Das Projekt macht deutlich: Die beste Waffe gegen Desinformation sind Medienpluralismus und unabhängiger Journalismus. Dabei wird, ähnlich wie im Rahmen der Whistleblower-Direktive, die wichtige Rolle des Journalismus als Garant demokratischer Prozesse fortlaufend rhetorisch hervorgehoben. In der Praxis jedoch wird sie vielerorts politisch vernachlässigt. Demnach steht bessere Presseförderung auch nicht allzu weit oben auf der Liste der Maßnahmen, die die Kommission vorschlägt.

Schon das Journalismusverständnis der Kommission sei problematisch, kritisiert Olaf Steenfadt. In der Tat erweckt die Kommissionskommunikation zur Desinformation stellenweise den Eindruck, als stelle die Kommission Regierungsarbeit und guten Journalismus auf eine Ebene. Zum Beispiel indem sie unabhängige Faktencheck-Netzwerke mit EU-Projekten für strategische Kommunikation vergleicht oder die Notwendigkeit von unabhängigem Journalismus auf EU-Themen begrenzt.

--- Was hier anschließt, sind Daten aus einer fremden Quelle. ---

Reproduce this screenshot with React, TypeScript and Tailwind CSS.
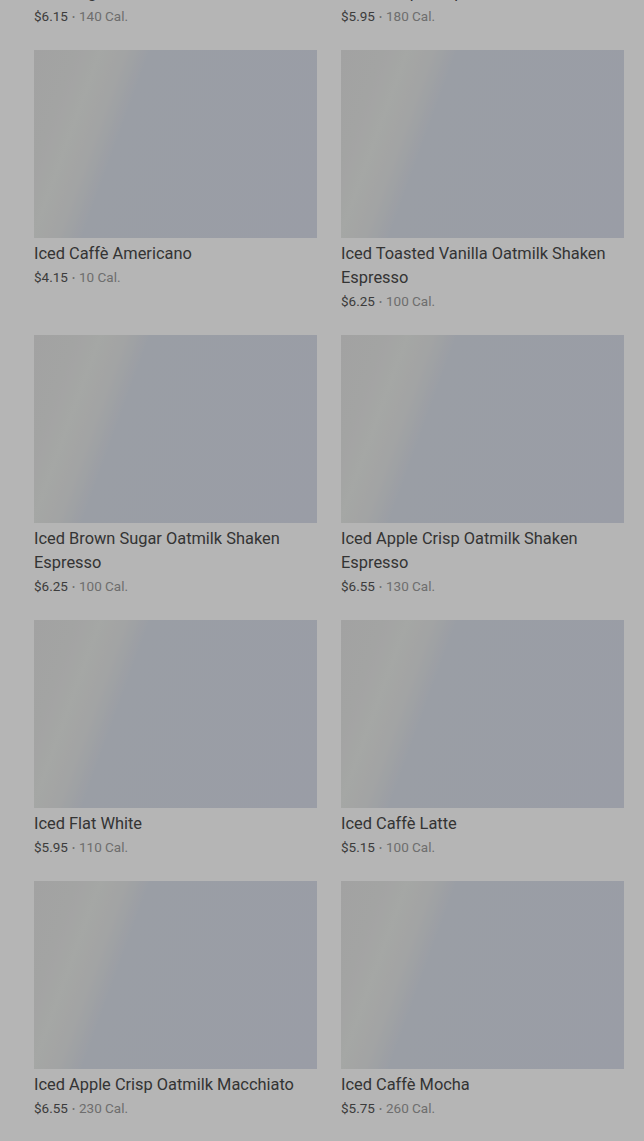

Zum anderen aber fehlt der Kommission das Mandat. Ihr bleibt also nur übrig, halbherzig an die Mitgliedstaaten zu appellieren. Diese sollen doch bitte selbst den Medienpluralismus garantieren und Qualitätsjournalismus fördern. Angesichts der rezenten Entwicklungen in Ungarn und der Ermordungen von Journalisten in der Slowakei und in Malta, scheint das jedoch etwas dürftig.

Reform der Pressehilfe in Luxemburg

In Luxemburg muss man derweil darauf hoffen, dass die Reform der Pressehilfe mit Sinn und Verstand angegangen wird. Die Regierung beruhigt: Noch in dieser Legislaturperiode soll ein Gesetzesvorschlag kommen. Man würde an einem Text arbeiten, der guten Journalismus unterstützen würde: So sollen Kriterien zur Evaluierung von Originalität und Qualität der Beiträge festgelegt werden und die Onlinepresse stärker gefördert werden. „Vor allem soll aber die Zahl der eingestellten, qualifizierten und anerkannten Berufsjournalisten eine Rolle spielen, nicht mehr die Auflagen oder Seitenanzahl der Zeitungen“, erläutert ein Sprecher von Premier- und Medienminister Xavier Bettel.

Wie sehr letzteres die Realität verwässern kann, hat der Fall Editpress gezeigt. Doch im gleichen Atemzug heißt es aus dem Staatsministerium: „Wir wollen jedoch nicht alles durcheinander wirbeln oder denen etwas wegnehmen, die gewohnt sind, etwas zu bekommen.“ Grundlegende Änderungen oder neue Anreize sind demnach also doch nicht unbedingt zu erwarten.